Если говорить о «физиономии города», то мировой столице присуще стремление к планировке улиц по принципу шахматной доски и росту этажности. Глубоко переживая идею неизбежной гибели «фаустовской» культуры, О. Шпенглер предсказывает:

«Мне видятся – много после 2000 г. – городские массивы на десять-двадцать миллионов человек, занимающие обширные ландшафты, со строениями, рядом с которыми величайшие из современных покажутся карликами, где будут осуществлены такие идеи в сфере средств сообщения, которые мы сегодня иначе как безумными не назвали бы [4].»
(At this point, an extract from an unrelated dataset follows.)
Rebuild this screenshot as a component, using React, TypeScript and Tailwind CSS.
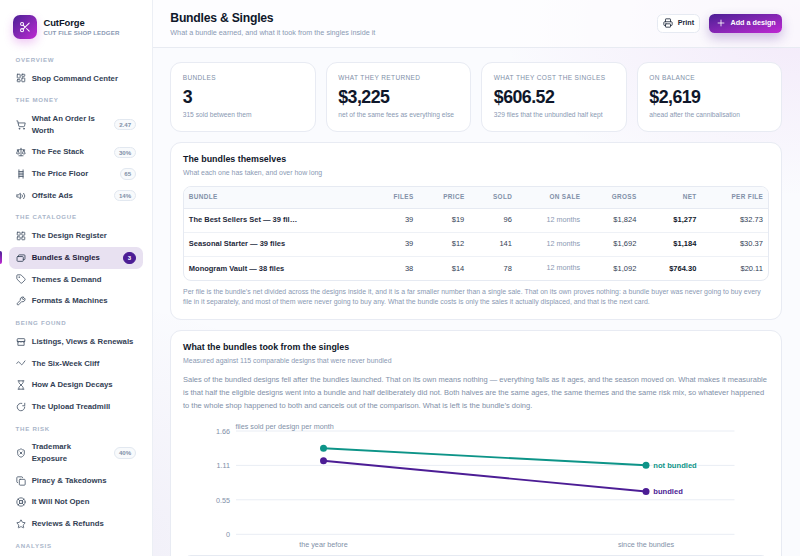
import type { ReactNode } from "react";
import {
  Copy,
  Hourglass,
  LayoutDashboard,
  LayoutGrid,
  LifeBuoy,
  Plus,
  Printer,
  Scale,
  Scissors,
  ShieldX,
  ShoppingCart,
  Star,
  Tag,
} from "lucide-react";

const iconClass = "w-[10px] h-[10px] shrink-0";

function Glyph({ children }: { children: ReactNode }) {
  return (
    <svg
      viewBox="0 0 24 24"
      fill="none"
      stroke="currentColor"
      strokeWidth={2}
      strokeLinecap="round"
      strokeLinejoin="round"
      className={iconClass}
    >
      {children}
    </svg>
  );
}

type Item = { label: string; icon: ReactNode; badge?: string; active?: boolean };

const groups: { title: string; items: Item[] }[] = [
  {
    title: "OVERVIEW",
    items: [{ label: "Shop Command Center", icon: <LayoutDashboard className={iconClass} /> }],
  },
  {
    title: "THE MONEY",
    items: [
      { label: "What An Order Is Worth", icon: <ShoppingCart className={iconClass} />, badge: "2.47" },
      { label: "The Fee Stack", icon: <Scale className={iconClass} />, badge: "30%" },
      {
        label: "The Price Floor",
        icon: (
          <Glyph>
            <path d="M7 2v20M17 2v20M7 6h10M7 10h10M7 14h10M7 18h10" />
          </Glyph>
        ),
        badge: "65",
      },
      {
        label: "Offsite Ads",
        icon: (
          <Glyph>
            <path d="M2 9.500v5h3.500l5 4v-13l-5 4zM14.500 9a4 4 0 0 1 0 6M18.500 5.500a9.500 9.500 0 0 1 0 13" />
          </Glyph>
        ),
        badge: "14%",
      },
    ],
  },
  {
    title: "THE CATALOGUE",
    items: [
      { label: "The Design Register", icon: <LayoutGrid className={iconClass} /> },
      {
        label: "Bundles & Singles",
        icon: (
          <Glyph>
            <rect x="2.500" y="8.500" width="15" height="11.500" rx="2" />
            <path d="M6 8.500V6.500a2 2 0 0 1 2-2h11.500a2 2 0 0 1 2 2V14a2 2 0 0 1-2 2h-2" />
          </Glyph>
        ),
        badge: "3",
        active: true,
      },
      { label: "Themes & Demand", icon: <Tag className={iconClass} /> },
      {
        label: "Formats & Machines",
        icon: (
          <Glyph>
            <path d="M18.500 2.800a6 6 0 0 0-8 7.700L3 17.500A2.500 2.500 0 0 0 6.500 21l7-7.500a6 6 0 0 0 7.700-8L17.500 9 15 6.500z" />
          </Glyph>
        ),
      },
    ],
  },
  {
    title: "BEING FOUND",
    items: [
      {
        label: "Listings, Views & Renewals",
        icon: (
          <Glyph>
            <path d="M3 10V5.500A1.500 1.500 0 0 1 4.500 4h15A1.500 1.500 0 0 1 21 5.500V10zM4.500 10v10h15V10M3 10c1 3 5 3 6 0 1 3 5 3 6 0 1 3 5 3 6 0" />
          </Glyph>
        ),
      },
      {
        label: "The Six-Week Cliff",
        icon: (
          <Glyph>
            <path d="M2 13c2.500-5 5-5 7.500-1s5 6 7.500 1l4.500-6" />
          </Glyph>
        ),
      },
      { label: "How A Design Decays", icon: <Hourglass className={iconClass} /> },
      {
        label: "The Upload Treadmill",
        icon: (
          <Glyph>
            <path d="M14 3.200A9 9 0 1 0 21 12M21 3v6h-5" />
          </Glyph>
        ),
      },
    ],
  },
  {
    title: "THE RISK",
    items: [
      { label: "Trademark Exposure", icon: <ShieldX className={iconClass} />, badge: "40%" },
      { label: "Piracy & Takedowns", icon: <Copy className={iconClass} /> },
      { label: "It Will Not Open", icon: <LifeBuoy className={iconClass} /> },
      { label: "Reviews & Refunds", icon: <Star className={iconClass} /> },
    ],
  },
  { title: "ANALYSIS", items: [] },
];

const stats = [
  { label: "BUNDLES", value: "3", note: "315 sold between them" },
  { label: "WHAT THEY RETURNED", value: "$3,225", note: "net of the same fees as everything else" },
  { label: "WHAT THEY COST THE SINGLES", value: "$606.52", note: "329 files that the unbundled half kept" },
  { label: "ON BALANCE", value: "$2,619", note: "ahead after the cannibalisation" },
];

const columns = ["FILES", "PRICE", "SOLD", "ON SALE", "GROSS", "NET", "PER FILE"];

const rows = [
  ["The Best Sellers Set — 39 fil…", "39", "$19", "96", "12 months", "$1,824", "$1,277", "$32.73"],
  ["Seasonal Starter — 39 files", "39", "$12", "141", "12 months", "$1,692", "$1,184", "$30.37"],
  ["Monogram Vault — 38 files", "38", "$14", "78", "12 months", "$1,092", "$764.30", "$20.11"],
];

function NavItem({ item }: { item: Item }) {
  return (
    <div
      className={`relative flex items-center gap-[6.1px] rounded-[6.5px] px-[6.7px] py-[5px] ${
        item.active ? "bg-[#e8e1f1] text-[#1e1b3a]" : "text-[#334155]"
      }`}
    >
      {item.active && (
        <span className="absolute -left-[9px] top-[4.4px] h-[13px] w-[2.2px] rounded-r-[2px] bg-linear-to-b from-[#4c1d95] to-[#c026d3]" />
      )}
      <span className={item.active ? "text-[#334155]" : "text-[#475569]"}>{item.icon}</span>
      <span className="min-w-0 flex-1 text-[7.78px] font-bold leading-[11.67px]">{item.label}</span>
      {item.badge && (
        <span
          className={`rounded-full border px-[3.8px] text-[6.11px] font-bold leading-[9.4px] ${
            item.active
              ? "border-[#4c1d95] bg-[#4c1d95] text-white"
              : "border-[#e2e8f0] bg-[#f8fafc] text-[#8190a8]"
          }`}
        >
          {item.badge}
        </span>
      )}
    </div>
  );
}

function Sidebar() {
  return (
    <aside className="flex h-full w-[152.5px] shrink-0 flex-col overflow-hidden border-r border-[#eceff5] bg-white px-[8.9px] pt-[14.8px]">
      <div className="flex h-[24.5px] shrink-0 items-center gap-[6.2px] pl-[4.4px]">
        <div className="flex h-[24px] w-[24px] items-center justify-center rounded-[7px] bg-linear-to-br from-[#4c1d95] to-[#c026d3] text-white shadow-[0_4px_10px_rgba(192,38,211,0.25)]">
          <Scissors className="h-[12.2px] w-[12.2px]" />
        </div>
        <div>
          <div className="text-[9.44px] font-bold leading-[11px] tracking-[-0.01em] text-[#0f172a]">CutForge</div>
          <div className="whitespace-nowrap text-[6.11px] font-bold leading-[9px] tracking-[0.02em] text-[#8a99b3]">
            CUT FILE SHOP LEDGER
          </div>
        </div>
      </div>
      <nav className="pt-[9.4px]">
        {groups.map((g) => (
          <div key={g.title}>
            <div className="h-[18.87px] pl-[6.7px] pt-[6px] text-[6.11px] font-bold leading-[9.2px] tracking-[0.12em] text-[#a9b5c9]">
              {g.title}
            </div>
            {g.items.map((item) => (
              <NavItem key={item.label} item={item} />
            ))}
          </div>
        ))}
      </nav>
    </aside>
  );
}

function Header() {
  return (
    <header className="flex h-[47.5px] shrink-0 items-center justify-between border-b border-[#e8ebf2] bg-white/60 px-[17.8px]">
      <div>
        <h1 className="pt-[1.5px] text-[12.22px] font-bold leading-[15px] tracking-[-0.02em] text-[#0f172a]">
          Bundles &amp; Singles
        </h1>
        <p className="mt-[1px] text-[7.22px] leading-[11px] text-[#8a99b3]">
          What a bundle earned, and what it took from the singles inside it
        </p>
      </div>
      <div className="flex items-center gap-[8.8px]">
        <button className="flex h-[18.5px] w-[43.5px] items-center justify-center gap-[4.4px] rounded-[5.5px] border border-[#e6eaf2] bg-white text-[7.22px] font-bold text-[#1e293b]">
          <Printer className="h-[10px] w-[10px]" />
          Print
        </button>
        <button className="flex h-[18.5px] w-[73px] items-center justify-center gap-[4.8px] rounded-[5.5px] bg-linear-to-br from-[#4c1d95] to-[#c026d3] text-[7.22px] font-bold text-white shadow-[0_5px_12px_rgba(76,29,149,0.28)]">
          <Plus className="h-[10px] w-[10px]" />
          Add a design
        </button>
      </div>
    </header>
  );
}

function StatCard({ label, value, note }: { label: string; value: string; note: string }) {
  return (
    <div className="h-[69.3px] rounded-[11px] border border-[#e8ebf3] bg-white pl-[11.7px] pt-[10px]">
      <div className="whitespace-nowrap text-[6.5px] leading-[10px] tracking-[0.058em] text-[#8190a8]">{label}</div>
      <div className="mt-[4px] text-[17.78px] font-bold leading-[20px] tracking-[-0.03em] text-[#0f172a]">{value}</div>
      <div className="mt-[3px] whitespace-nowrap text-[6.67px] leading-[10px] text-[#8a99b3]">{note}</div>
    </div>
  );
}

function BundleTable() {
  return (
    <div className="mt-[7.6px] overflow-hidden rounded-[8px] border border-[#e6eaf2]">
      <table className="w-full table-fixed text-right text-[7.5px] text-[#334155]">
        <colgroup>
          <col />
          <col className="w-[50px]" />
          <col className="w-[51px]" />
          <col className="w-[47.7px]" />
          <col className="w-[68.2px]" />
          <col className="w-[56.2px]" />
          <col className="w-[60px]" />
          <col className="w-[66.6px]" />
        </colgroup>
        <thead>
          <tr className="h-[21.5px] border-b border-[#e6eaf2] bg-[#f8fafd] text-[6.39px] tracking-[0.06em] text-[#8190a8]">
            <th className="pb-[1.5px] pl-[4.8px] text-left font-bold">BUNDLE</th>
            {columns.map((c) => (
              <th key={c} className="pb-[1.5px] pr-[5px] font-bold">
                {c}
              </th>
            ))}
          </tr>
        </thead>
        <tbody>
          {rows.map((row) => (
            <tr key={row[0]} className="h-[23.9px] border-b border-[#eef1f6] last:border-b-0 *:pb-[1px]">
              <td className="whitespace-nowrap pl-[4.8px] text-left font-bold text-[#1e293b]">{row[0]}</td>
              <td className="pr-[5.3px]">{row[1]}</td>
              <td className="pr-[5.3px]">{row[2]}</td>
              <td className="pr-[5.3px]">{row[3]}</td>
              <td className="pr-[5.3px] text-[#8a99b3]">
                <span className="text-[7.22px]">{row[4]}</span>
              </td>
              <td className="pr-[5.3px]">{row[5]}</td>
              <td className="pr-[5.3px] font-bold text-[#0f172a]">{row[6]}</td>
              <td className="pr-[5.3px]">{row[7]}</td>
            </tr>
          ))}
        </tbody>
      </table>
    </div>
  );
}

const ticks = [
  { y: 11, label: "1.66" },
  { y: 45.4, label: "1.11" },
  { y: 79.8, label: "0.55" },
  { y: 114.3, label: "0" },
];

function SlopeChart() {
  return (
    <svg viewBox="0 0 586 132" className="mt-[7.5px] block h-[132px] w-[586px]" fontSize="7.22" fill="#8190a8">
      {ticks.map((t) => (
        <g key={t.label}>
          <line x1="53" x2="551.5" y1={t.y} y2={t.y} stroke="#e9edf4" />
          <text x="47" y={t.y + 2.7} textAnchor="end">
            {t.label}
          </text>
        </g>
      ))}
      <text x="52.5" y="9">files sold per design per month</text>
      <text x="140.5" y="127" textAnchor="middle">the year before</text>
      <text x="463" y="127" textAnchor="middle">since the bundles</text>
      <g stroke="#0d9488" fill="#0d9488">
        <line x1="140.5" y1="28.3" x2="463" y2="45.3" strokeWidth="1.9" />
        <circle cx="140.5" cy="28.3" r="3.5" stroke="none" />
        <circle cx="463" cy="45.3" r="3.5" stroke="none" />
      </g>
      <g stroke="#4c1d95" fill="#4c1d95">
        <line x1="140.5" y1="40.8" x2="463" y2="71.5" strokeWidth="1.9" />
        <circle cx="140.5" cy="40.8" r="3.5" stroke="none" />
        <circle cx="463" cy="71.5" r="3.5" stroke="none" />
      </g>
      <g fontWeight="700" fontSize="7.6" stroke="#fff" strokeWidth="2" paintOrder="stroke">
        <text x="470.3" y="48" fill="#0d9488">not bundled</text>
        <text x="470.3" y="74.2" fill="#4c1d95">bundled</text>
      </g>
    </svg>
  );
}

export default function App() {
  return (
    <div className="flex h-[556px] w-[800px] overflow-hidden bg-[#fafbfe] bg-[radial-gradient(300px_170px_at_100%_5%,rgba(160,38,200,0.08),transparent),radial-gradient(330px_260px_at_10%_100%,rgba(76,29,149,0.06),transparent)] font-['Liberation_Sans',Arial,sans-serif]">
      <Sidebar />
      <div className="flex min-w-0 flex-1 flex-col">
        <Header />
        <main className="flex min-h-0 flex-1 flex-col gap-[10.3px] overflow-hidden pl-[17.5px] pr-[17.8px] pt-[14.8px]">
          <div className="grid shrink-0 grid-cols-4 gap-[10px]">
            {stats.map((s) => (
              <StatCard key={s.label} {...s} />
            ))}
          </div>
          <section className="h-[177.8px] shrink-0 rounded-[11px] border border-[#e8ebf3] bg-white px-[12px] pt-[10.5px]">
            <h2 className="text-[8.89px] font-bold leading-[13px] text-[#0f172a]">The bundles themselves</h2>
            <p className="mt-[1.7px] text-[6.94px] leading-[10.5px] text-[#8a99b3]">
              What each one has taken, and over how long
            </p>
            <BundleTable />
            <p className="mt-[5.4px] text-[6.94px] leading-[10.6px] text-[#8a99b3]">
              Per file is the bundle’s net divided across the designs inside it, and it is a far smaller number than a
              single sale. That on its own proves nothing: a bundle buyer was never going to buy every file in it
              separately, and most of them were never going to buy any. What the bundle costs is only the sales it
              actually displaced, and that is the next card.
            </p>
          </section>
          <section className="h-[300px] shrink-0 rounded-t-[11px] border border-[#e8ebf3] bg-white px-[12px] pt-[10.5px]">
            <h2 className="text-[8.89px] font-bold leading-[13px] text-[#0f172a]">
              What the bundles took from the singles
            </h2>
            <p className="mt-[1.7px] text-[6.94px] leading-[10.5px] text-[#8a99b3]">
              Measured against 115 comparable designs that were never bundled
            </p>
            <p className="mt-[7.8px] text-[7.5px] leading-[12.6px] text-[#8190a8]">
              Sales of the bundled designs fell after the bundles launched. That on its own means nothing — everything
              falls as it ages, and the season moved on. What makes it measurable is that half the eligible designs went
              into a bundle and half deliberately did not. Both halves are the same ages, the same themes and the same
              risk mix, so whatever happened to the whole shop happened to both and cancels out of the comparison. What
              is left is the bundle’s doing.
            </p>
            <SlopeChart />
            <div className="mt-[3.3px] h-[80px] rounded-[8px] border border-[#e6eaf2]" />
          </section>
        </main>
      </div>
    </div>
  );
}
Этот прогноз немецкого мыслителя, в целом, оказался верен. Уровень урбанизации в течение последних двух столетий привёл к тому, что городское население планеты выросло в 70 раз. Вместе с тем приобретает принципиальное значение мегаурбанизация – рост численности населения сверхкрупных городов в общей численности горожан. В развитых странах она приобретает характер процессов формирования мегаполисов, агломераций и конурбаций. Очевидно, что современные урбанистические тенденции в глобализирующемся мире требуют научного осмысления [5].

Использованная литература:
[1]. О. Шпенглер. Закат Европы / Пер. с нем. под ред. А. А. Франковского, 1922.
[2]. С. Н. Бледный. Город и провинция в социокультурном измерении. Вестник МГУКИ. 2012 год.
[3]. Шишкина Л.И. Город как культурно-исторический феномен в работах О. Шпенглера и Н. Анциферова //Управленческое консультирование. – 2015. – №. 8 (80) – С. 158-166.
[4]. Освальд Шпенглер. Закат Европы. Очерки морфологии мировой истории Том 2 Всемирно-исторические перспективы. – М, «Академический проект», 2022.
[5]. Князева Е. Д. Мировая столица в теории циклического развития культуры О. Шпенглера// Universum: общественные науки. 2017. № 4 (34).